Written exercise. Reproduce the listing below word for word, with no pictures.

Data extract.
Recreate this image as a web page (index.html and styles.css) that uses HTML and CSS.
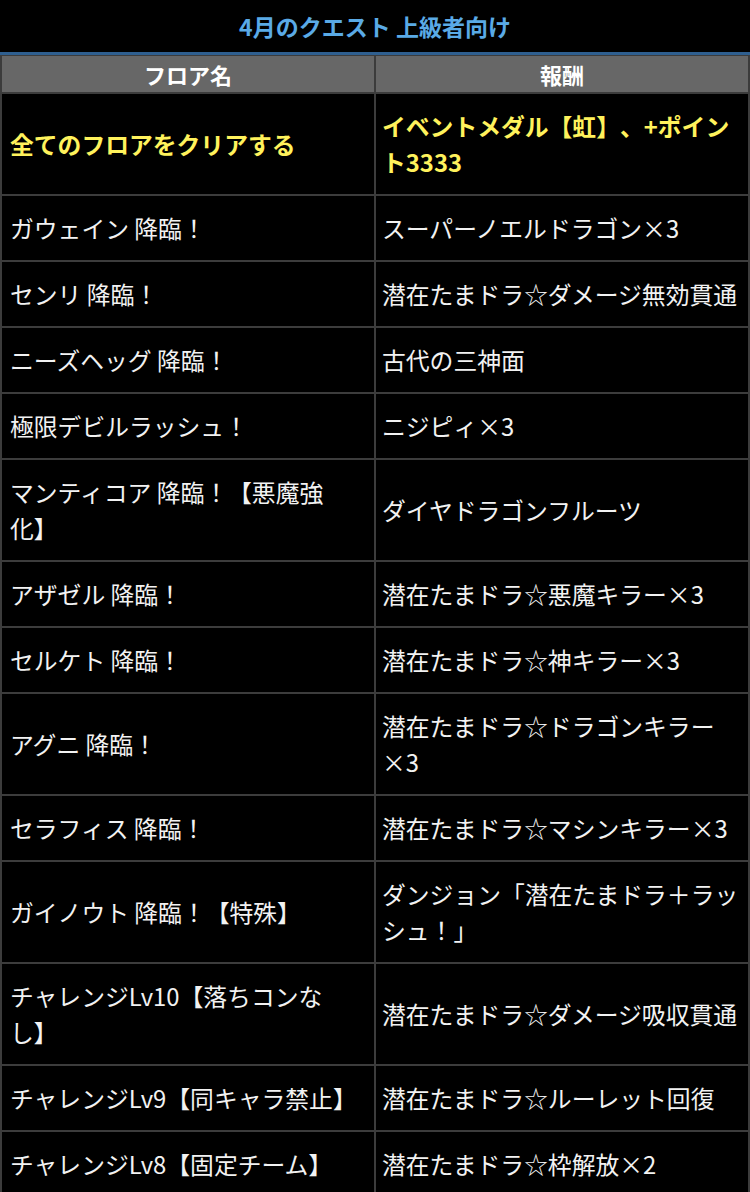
FILE: index.html
```html
<!DOCTYPE html>
<html lang="ja">
<head>
<meta charset="utf-8">
<link rel="stylesheet" href="styles.css">
</head>
<body>
<div class="title">4月のクエスト 上級者向け</div>
<div class="grid">
  <div class="head">フロア名</div>
  <div class="head">報酬</div>

  <div class="cell strong">全てのフロアをクリアする</div>
  <div class="cell strong">イベントメダル【虹】、+ポイン<br>ト3333</div>

  <div class="cell">ガウェイン 降臨！</div>
  <div class="cell">スーパーノエルドラゴン×3</div>

  <div class="cell">センリ 降臨！</div>
  <div class="cell">潜在たまドラ☆ダメージ無効貫通</div>

  <div class="cell">ニーズヘッグ 降臨！</div>
  <div class="cell">古代の三神面</div>

  <div class="cell">極限デビルラッシュ！</div>
  <div class="cell">ニジピィ×3</div>

  <div class="cell">マンティコア 降臨！【悪魔強<br>化】</div>
  <div class="cell">ダイヤドラゴンフルーツ</div>

  <div class="cell">アザゼル 降臨！</div>
  <div class="cell">潜在たまドラ☆悪魔キラー×3</div>

  <div class="cell">セルケト 降臨！</div>
  <div class="cell">潜在たまドラ☆神キラー×3</div>

  <div class="cell">アグニ 降臨！</div>
  <div class="cell">潜在たまドラ☆ドラゴンキラー<br>×3</div>

  <div class="cell">セラフィス 降臨！</div>
  <div class="cell">潜在たまドラ☆マシンキラー×3</div>

  <div class="cell">ガイノウト 降臨！【特殊】</div>
  <div class="cell">ダンジョン「潜在たまドラ＋ラッ<br>シュ！」</div>

  <div class="cell">チャレンジLv10【落ちコンな<br>し】</div>
  <div class="cell">潜在たまドラ☆ダメージ吸収貫通</div>

  <div class="cell">チャレンジLv9【同キャラ禁止】</div>
  <div class="cell">潜在たまドラ☆ルーレット回復</div>

  <div class="cell">チャレンジLv8【固定チーム】</div>
  <div class="cell">潜在たまドラ☆枠解放×2</div>
</div>
</body>
</html>
```

FILE: styles.css
```css
html, body {
  margin: 0;
  padding: 0;
  background: #000;
}
body {
  font-family: "Noto Sans CJK JP", "Noto Sans", sans-serif;
  color: #f2f2f2;
  width: 750px;
  text-spacing-trim: space-all;
}
.title {
  line-height: 52px;
  text-align: center;
  color: #5aaae6;
  font-weight: bold;
  font-size: 23px;
  border-bottom: 3px solid #2f5f8f;
  box-sizing: border-box;
  height: 55px;
}
.grid {
  display: grid;
  grid-template-columns: 372px 1fr;
  gap: 2px;
  padding: 1px 2px 2px 2px;
  background: #3c3c3c;
}
.head {
  background: #676767;
  color: #fff;
  font-weight: bold;
  font-size: 22px;
  line-height: 36px;
  height: 36px;
  text-align: center;
}
.cell {
  background: #000;
  font-size: 23.8px;
  line-height: 36px;
  padding: 14px 4px 14px 8px;
  display: flex;
  align-items: center;
  white-space: nowrap;
}
.grid .cell:nth-child(even) {
  padding-left: 6px;
}
.strong {
  color: #fff25c;
  font-weight: bold;
}
```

Complete answer.
Recreate this image as a web page (index.html and styles.css) that uses HTML and CSS.
FILE: index.html
```html
<!DOCTYPE html>
<html lang="ja">
<head>
<meta charset="utf-8">
<link rel="stylesheet" href="styles.css">
</head>
<body>
<div class="title">4月のクエスト 上級者向け</div>
<div class="grid">
  <div class="head">フロア名</div>
  <div class="head">報酬</div>

  <div class="cell strong">全てのフロアをクリアする</div>
  <div class="cell strong">イベントメダル【虹】、+ポイン<br>ト3333</div>

  <div class="cell">ガウェイン 降臨！</div>
  <div class="cell">スーパーノエルドラゴン×3</div>

  <div class="cell">センリ 降臨！</div>
  <div class="cell">潜在たまドラ☆ダメージ無効貫通</div>

  <div class="cell">ニーズヘッグ 降臨！</div>
  <div class="cell">古代の三神面</div>

  <div class="cell">極限デビルラッシュ！</div>
  <div class="cell">ニジピィ×3</div>

  <div class="cell">マンティコア 降臨！【悪魔強<br>化】</div>
  <div class="cell">ダイヤドラゴンフルーツ</div>

  <div class="cell">アザゼル 降臨！</div>
  <div class="cell">潜在たまドラ☆悪魔キラー×3</div>

  <div class="cell">セルケト 降臨！</div>
  <div class="cell">潜在たまドラ☆神キラー×3</div>

  <div class="cell">アグニ 降臨！</div>
  <div class="cell">潜在たまドラ☆ドラゴンキラー<br>×3</div>

  <div class="cell">セラフィス 降臨！</div>
  <div class="cell">潜在たまドラ☆マシンキラー×3</div>

  <div class="cell">ガイノウト 降臨！【特殊】</div>
  <div class="cell">ダンジョン「潜在たまドラ＋ラッ<br>シュ！」</div>

  <div class="cell">チャレンジLv10【落ちコンな<br>し】</div>
  <div class="cell">潜在たまドラ☆ダメージ吸収貫通</div>

  <div class="cell">チャレンジLv9【同キャラ禁止】</div>
  <div class="cell">潜在たまドラ☆ルーレット回復</div>

  <div class="cell">チャレンジLv8【固定チーム】</div>
  <div class="cell">潜在たまドラ☆枠解放×2</div>
</div>
</body>
</html>
```

FILE: styles.css
```css
html, body {
  margin: 0;
  padding: 0;
  background: #000;
}
body {
  font-family: "Noto Sans CJK JP", "Noto Sans", sans-serif;
  color: #f2f2f2;
  width: 750px;
  text-spacing-trim: space-all;
}
.title {
  line-height: 52px;
  text-align: center;
  color: #5aaae6;
  font-weight: bold;
  font-size: 23px;
  border-bottom: 3px solid #2f5f8f;
  box-sizing: border-box;
  height: 55px;
}
.grid {
  display: grid;
  grid-template-columns: 372px 1fr;
  gap: 2px;
  padding: 1px 2px 2px 2px;
  background: #3c3c3c;
}
.head {
  background: #676767;
  color: #fff;
  font-weight: bold;
  font-size: 22px;
  line-height: 36px;
  height: 36px;
  text-align: center;
}
.cell {
  background: #000;
  font-size: 23.8px;
  line-height: 36px;
  padding: 14px 4px 14px 8px;
  display: flex;
  align-items: center;
  white-space: nowrap;
}
.grid .cell:nth-child(even) {
  padding-left: 6px;
}
.strong {
  color: #fff25c;
  font-weight: bold;
}
```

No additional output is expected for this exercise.